This Means War
Starring Reese Witherspoon, Chris
Pine and Tom Hardy
The opening scene places the two male leads, Tuck (Hardy) and FDR (Pine), on a helicopter launch pad, before they walk into a ritzy party in a foreign country. It’s unclear whether they are actually on business or simply there to pick up women. The action quickly begins—cued by a change in music, of course—when “bad guy” Heinrich (Til Schweiger) and his men appear.
Tuck and FDR, who are partners in the CIA, make a spectacle of the situation, and return to Los Angeles, where they are assigned to their desks as punishment. As it turns out, Tuck is an absentee father of a little boy, and FDR is—for lack of a better term—a slut.
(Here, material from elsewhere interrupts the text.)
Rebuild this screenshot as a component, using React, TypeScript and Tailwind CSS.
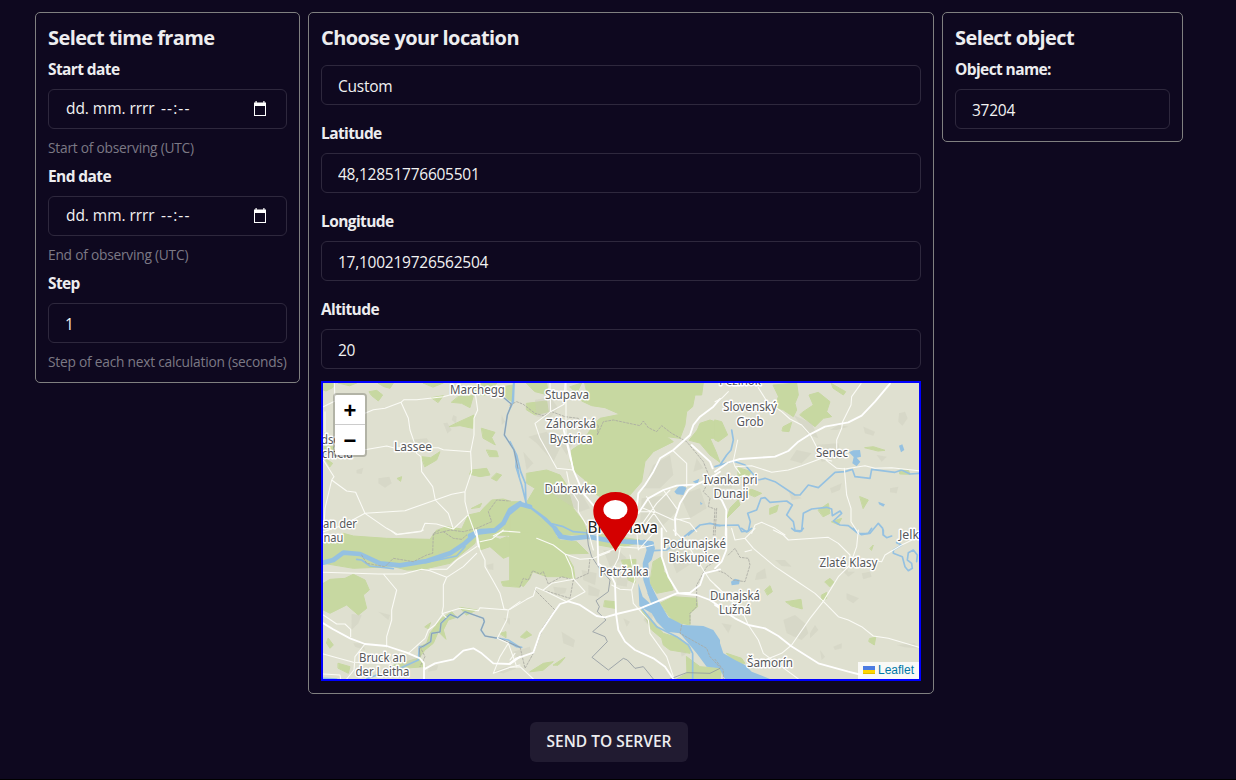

They each meet Lauren (Witherspoon), whose job seems farfetched (it has something to do with marketing or testing products, but it’s never clearly stated), by means of a Match.com-type and a chance encounter.
I had the entire movie predicted at this point. Just ask my roommate. What follows is a battle of the two agents, who agree to date Lauren simultaneously. Like any good romantic comedy, the next hour or so gets filled with cliché after cliché. For instance, we find out FDR is emotionally damaged because his parents died when he was younger, so he copes with the loss by sleeping around. Pine makes a pretty convincing self-assured playboy. However, the scenes in which he’s supposed to be vulnerable and sincere just don’t work. It’s hard to take his character seriously at any point because of his dangerous smirk and brow furrowing. Hardy’s Tuck seems more genuine and sweet, and he does the best he can with what he’s been given.
Lauren uses FDR to make her ex-boyfriend (who is engaged to a doctor, of all things) jealous by making out with him on the sidewalk. Of course, she hasn’t dated much until this point because she is an empowered female, married to her job.
Where has that been done before?
Rather than rooting for Lauren’s happiness, I just wanted to slap her in the face. She may as well have multiple personality disorder because her character is so inconsistent. Though played with intermittent charming moments—dancing around her house, sipping on red wine and singing—the rest of her scenes fall flat. While it’s not entirely the actress’ fault (she didn’t write the script, after all), it is difficult to enjoy her portrayal of Lauren. She’s sweet and down-to-earth with Tuck, naive and confused with her best friend, Trish, and a cocky flirt with FDR. Who knows which side of her is real!
Chelsea Handler’s Trish is the only one managing an iota of believability. She’s raunchy, sarcastic and opinionated—but that’s Chelsea Handler in a nutshell. So it’s hard to even consider her performance acting. Even some of Trish’s lines are disappointing, however. “Don’t go with the better guy,” she says. “Go with the guy who makes you better.” Enough with the clichés, already!
We’re told through music how to feel at any given moment during the movie, rather than relying on the characters’ emotions to understand their situations. The cherry on top is when FDR is home alone, watching “Titanic.” Cue Celine Dion and emotional epiphany.
Unfortunately, the trailer to “This Means War” reveals the most amusing parts of the movie, such as Lauren accidentally setting off a paintball gun on one of the men’s crotches. It’s like trying to enjoy a joke after hearing the punch line.
“This Means War” has an identity crisis at one point. Aside from on-the-counter sex, (which was shown in the previews, too), there is no action until the last 10 minutes or so. And I use the term “action” very liberally. Heinrich manages to track down the agents, leading to a car chase onto an unfinished section of freeway. The car chase has been so overdone, it’s almost comical. There is no blood or violence, and, in tune with the rest of the movie, the fast-paced song supposedly creates suspense. It just falls flat instead. Plus, Tuck and FDR have perfect aim and somehow manage to make it through until the end unscathed.
At no point will audiences feel worried for the safety of these characters, because, first and foremost, this is a romantic comedy. It just wouldn’t be right to kill off the main players. Although, their personalities are so underdeveloped that it wouldn’t have fazed me otherwise.
There are a few one-liners (most of which are Handler’s) that redeem the film occasionally and even a couple endearing moments not seen in previews. However, the best quality about “This Means War” is the attractiveness of the cast—another cliché, of course. I lived in California for most of my life, and contrary to popular belief, not everyone is that beautiful.
My advice: If you want to watch a bunch of blue-eyed beauties complain about having too much of a good thing, then by all means, go see this movie. Otherwise, wait until it comes out on Redbox and save yourself the feeling of, “I can’t believe I just wasted $10 on that.”